* **Written problem**
Report all lines holding "this".

Pages as source code
--*--
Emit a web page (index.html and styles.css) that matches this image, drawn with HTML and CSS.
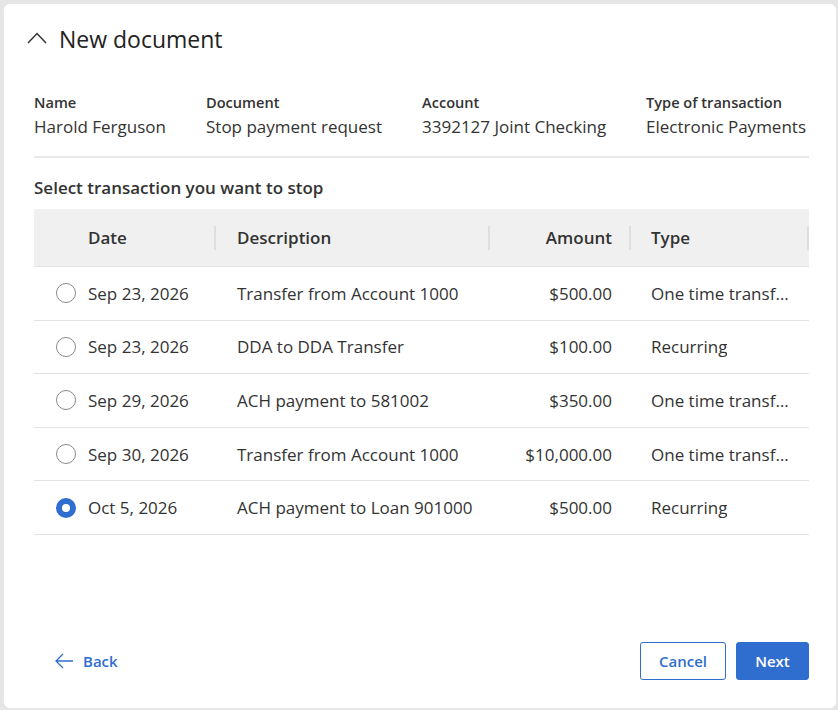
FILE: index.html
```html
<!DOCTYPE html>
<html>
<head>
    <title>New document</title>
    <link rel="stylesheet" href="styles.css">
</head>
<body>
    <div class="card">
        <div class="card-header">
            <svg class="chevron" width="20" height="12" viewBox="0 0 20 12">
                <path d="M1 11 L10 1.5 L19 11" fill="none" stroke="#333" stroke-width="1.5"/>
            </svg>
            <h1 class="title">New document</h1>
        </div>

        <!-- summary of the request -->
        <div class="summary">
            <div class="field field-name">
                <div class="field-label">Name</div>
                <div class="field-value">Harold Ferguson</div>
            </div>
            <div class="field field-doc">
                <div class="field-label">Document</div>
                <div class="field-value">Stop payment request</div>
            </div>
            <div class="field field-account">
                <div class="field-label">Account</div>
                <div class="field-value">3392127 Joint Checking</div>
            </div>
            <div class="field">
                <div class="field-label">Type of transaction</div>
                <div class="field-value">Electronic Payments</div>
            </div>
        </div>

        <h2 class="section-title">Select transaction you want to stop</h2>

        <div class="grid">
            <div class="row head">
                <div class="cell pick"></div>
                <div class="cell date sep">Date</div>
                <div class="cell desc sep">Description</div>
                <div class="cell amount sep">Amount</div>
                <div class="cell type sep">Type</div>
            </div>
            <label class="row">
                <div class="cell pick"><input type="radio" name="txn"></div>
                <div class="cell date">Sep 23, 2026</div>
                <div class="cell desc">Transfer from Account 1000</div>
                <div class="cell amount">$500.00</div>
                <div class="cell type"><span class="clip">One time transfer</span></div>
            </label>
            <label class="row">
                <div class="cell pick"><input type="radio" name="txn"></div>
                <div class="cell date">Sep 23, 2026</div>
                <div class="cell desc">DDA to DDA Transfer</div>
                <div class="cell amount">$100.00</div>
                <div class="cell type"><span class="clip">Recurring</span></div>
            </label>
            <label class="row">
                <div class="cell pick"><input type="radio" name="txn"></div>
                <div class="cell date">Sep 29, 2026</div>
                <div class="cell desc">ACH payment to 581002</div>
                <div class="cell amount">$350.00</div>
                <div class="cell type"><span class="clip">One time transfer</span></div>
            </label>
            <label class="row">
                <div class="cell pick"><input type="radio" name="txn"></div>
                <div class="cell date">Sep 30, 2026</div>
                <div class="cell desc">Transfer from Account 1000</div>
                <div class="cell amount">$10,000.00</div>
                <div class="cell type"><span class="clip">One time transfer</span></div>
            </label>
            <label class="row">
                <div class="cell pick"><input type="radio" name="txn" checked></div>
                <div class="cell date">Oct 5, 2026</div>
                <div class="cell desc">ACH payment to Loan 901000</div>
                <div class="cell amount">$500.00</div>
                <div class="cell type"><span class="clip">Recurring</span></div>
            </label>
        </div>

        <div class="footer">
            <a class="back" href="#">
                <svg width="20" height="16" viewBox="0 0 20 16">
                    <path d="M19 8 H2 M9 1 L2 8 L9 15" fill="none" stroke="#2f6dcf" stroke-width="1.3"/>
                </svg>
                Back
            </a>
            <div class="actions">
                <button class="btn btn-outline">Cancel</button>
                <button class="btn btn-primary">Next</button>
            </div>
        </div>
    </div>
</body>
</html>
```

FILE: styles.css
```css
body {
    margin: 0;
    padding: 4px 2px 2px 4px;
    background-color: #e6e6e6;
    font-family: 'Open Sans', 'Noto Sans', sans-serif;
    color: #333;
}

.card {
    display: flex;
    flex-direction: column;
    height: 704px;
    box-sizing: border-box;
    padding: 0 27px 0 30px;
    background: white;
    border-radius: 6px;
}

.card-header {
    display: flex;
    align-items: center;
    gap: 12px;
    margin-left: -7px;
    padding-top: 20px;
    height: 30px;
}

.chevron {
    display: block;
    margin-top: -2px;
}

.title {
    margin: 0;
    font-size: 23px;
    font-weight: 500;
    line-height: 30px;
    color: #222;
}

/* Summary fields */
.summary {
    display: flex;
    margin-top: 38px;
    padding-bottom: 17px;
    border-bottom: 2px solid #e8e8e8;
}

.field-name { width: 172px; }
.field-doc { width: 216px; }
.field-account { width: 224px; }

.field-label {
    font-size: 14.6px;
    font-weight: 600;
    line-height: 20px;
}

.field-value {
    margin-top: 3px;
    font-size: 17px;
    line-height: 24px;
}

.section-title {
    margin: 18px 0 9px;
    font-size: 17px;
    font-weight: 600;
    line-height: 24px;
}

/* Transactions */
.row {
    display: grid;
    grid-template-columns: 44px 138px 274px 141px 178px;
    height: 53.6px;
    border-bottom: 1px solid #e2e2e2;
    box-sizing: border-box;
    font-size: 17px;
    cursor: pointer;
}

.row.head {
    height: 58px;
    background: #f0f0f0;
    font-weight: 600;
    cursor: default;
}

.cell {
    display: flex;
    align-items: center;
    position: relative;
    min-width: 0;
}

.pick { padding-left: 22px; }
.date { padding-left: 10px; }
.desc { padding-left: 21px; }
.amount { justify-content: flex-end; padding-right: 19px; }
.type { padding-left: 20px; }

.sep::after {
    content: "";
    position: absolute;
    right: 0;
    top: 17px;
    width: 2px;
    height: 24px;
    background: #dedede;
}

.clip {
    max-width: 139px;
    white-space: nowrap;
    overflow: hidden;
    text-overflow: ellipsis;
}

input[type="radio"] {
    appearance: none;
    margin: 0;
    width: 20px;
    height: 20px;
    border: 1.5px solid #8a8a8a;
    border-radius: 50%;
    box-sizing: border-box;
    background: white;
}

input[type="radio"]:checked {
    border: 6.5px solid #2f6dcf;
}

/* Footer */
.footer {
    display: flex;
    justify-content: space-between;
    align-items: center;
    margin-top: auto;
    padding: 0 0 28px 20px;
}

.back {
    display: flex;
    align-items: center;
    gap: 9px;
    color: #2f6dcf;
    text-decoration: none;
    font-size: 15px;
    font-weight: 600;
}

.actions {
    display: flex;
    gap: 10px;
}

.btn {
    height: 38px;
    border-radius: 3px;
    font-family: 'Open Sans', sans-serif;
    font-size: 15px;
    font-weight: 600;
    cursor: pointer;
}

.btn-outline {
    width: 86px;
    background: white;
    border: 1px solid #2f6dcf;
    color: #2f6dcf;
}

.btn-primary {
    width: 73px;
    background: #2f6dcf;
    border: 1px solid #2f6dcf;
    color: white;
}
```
--*--
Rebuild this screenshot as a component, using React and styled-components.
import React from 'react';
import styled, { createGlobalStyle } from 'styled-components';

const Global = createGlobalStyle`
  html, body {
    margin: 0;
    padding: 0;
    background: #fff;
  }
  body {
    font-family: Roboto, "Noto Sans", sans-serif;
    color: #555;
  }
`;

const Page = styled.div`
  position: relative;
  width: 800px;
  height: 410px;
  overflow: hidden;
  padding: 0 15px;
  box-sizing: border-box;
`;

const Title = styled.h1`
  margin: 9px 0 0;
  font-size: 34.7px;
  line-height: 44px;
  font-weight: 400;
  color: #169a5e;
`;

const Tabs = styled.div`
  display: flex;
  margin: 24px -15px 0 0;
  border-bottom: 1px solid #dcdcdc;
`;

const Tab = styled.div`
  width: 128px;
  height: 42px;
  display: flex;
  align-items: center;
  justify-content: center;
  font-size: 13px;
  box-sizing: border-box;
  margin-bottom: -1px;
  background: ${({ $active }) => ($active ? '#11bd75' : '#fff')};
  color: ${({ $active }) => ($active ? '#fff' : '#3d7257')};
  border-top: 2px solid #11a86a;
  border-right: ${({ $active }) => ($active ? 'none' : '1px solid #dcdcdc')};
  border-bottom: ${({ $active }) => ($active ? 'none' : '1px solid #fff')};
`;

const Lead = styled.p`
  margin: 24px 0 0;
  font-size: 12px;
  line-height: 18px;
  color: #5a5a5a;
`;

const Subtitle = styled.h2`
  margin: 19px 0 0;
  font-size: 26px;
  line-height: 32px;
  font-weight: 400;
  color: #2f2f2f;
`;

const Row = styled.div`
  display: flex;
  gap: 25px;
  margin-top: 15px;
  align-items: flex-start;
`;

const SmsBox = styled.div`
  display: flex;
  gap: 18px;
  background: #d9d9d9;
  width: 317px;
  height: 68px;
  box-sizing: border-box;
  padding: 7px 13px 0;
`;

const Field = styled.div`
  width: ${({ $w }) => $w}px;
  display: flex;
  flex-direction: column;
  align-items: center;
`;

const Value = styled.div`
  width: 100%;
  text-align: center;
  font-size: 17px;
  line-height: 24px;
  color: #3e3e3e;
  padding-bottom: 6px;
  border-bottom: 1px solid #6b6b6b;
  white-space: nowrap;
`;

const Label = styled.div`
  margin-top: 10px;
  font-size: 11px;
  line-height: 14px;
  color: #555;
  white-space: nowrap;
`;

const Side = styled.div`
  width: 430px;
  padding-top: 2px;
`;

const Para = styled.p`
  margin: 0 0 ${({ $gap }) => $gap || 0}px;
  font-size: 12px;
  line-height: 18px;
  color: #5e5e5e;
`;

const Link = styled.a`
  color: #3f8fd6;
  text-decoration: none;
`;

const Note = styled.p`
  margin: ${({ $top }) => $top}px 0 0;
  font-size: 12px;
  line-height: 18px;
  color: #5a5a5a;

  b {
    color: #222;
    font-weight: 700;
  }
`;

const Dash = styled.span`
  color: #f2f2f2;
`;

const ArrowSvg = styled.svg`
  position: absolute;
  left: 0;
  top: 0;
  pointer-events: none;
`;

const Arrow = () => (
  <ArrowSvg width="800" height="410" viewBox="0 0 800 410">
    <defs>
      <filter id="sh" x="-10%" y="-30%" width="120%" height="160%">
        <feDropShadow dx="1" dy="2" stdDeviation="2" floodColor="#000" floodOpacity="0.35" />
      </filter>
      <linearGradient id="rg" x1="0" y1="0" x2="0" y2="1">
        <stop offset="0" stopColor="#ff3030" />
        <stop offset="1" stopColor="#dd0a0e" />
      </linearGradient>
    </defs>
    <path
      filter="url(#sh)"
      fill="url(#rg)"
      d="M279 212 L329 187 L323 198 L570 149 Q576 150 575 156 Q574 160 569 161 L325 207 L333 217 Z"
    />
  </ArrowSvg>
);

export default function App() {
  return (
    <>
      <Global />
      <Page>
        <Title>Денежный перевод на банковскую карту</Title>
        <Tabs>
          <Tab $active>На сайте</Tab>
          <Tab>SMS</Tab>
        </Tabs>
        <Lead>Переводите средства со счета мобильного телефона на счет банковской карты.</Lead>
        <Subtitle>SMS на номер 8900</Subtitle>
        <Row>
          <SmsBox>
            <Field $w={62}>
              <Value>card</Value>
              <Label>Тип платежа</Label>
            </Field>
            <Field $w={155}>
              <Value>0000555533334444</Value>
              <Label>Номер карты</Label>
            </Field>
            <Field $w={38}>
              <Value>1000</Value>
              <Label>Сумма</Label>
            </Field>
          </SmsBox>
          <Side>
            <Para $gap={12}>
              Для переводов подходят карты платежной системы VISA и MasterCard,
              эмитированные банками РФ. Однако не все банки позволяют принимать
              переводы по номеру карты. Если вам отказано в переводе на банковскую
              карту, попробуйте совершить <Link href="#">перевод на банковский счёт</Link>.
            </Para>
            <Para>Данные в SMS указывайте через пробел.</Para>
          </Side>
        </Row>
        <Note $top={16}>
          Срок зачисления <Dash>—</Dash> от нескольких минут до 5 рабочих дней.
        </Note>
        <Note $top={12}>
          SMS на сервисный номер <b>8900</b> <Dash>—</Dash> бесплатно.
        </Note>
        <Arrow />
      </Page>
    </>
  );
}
--*--
* **Reply**
Emit a web page (index.html and styles.css) that matches this image, drawn with HTML and CSS.
Rebuild this screenshot as a component, using React and styled-components.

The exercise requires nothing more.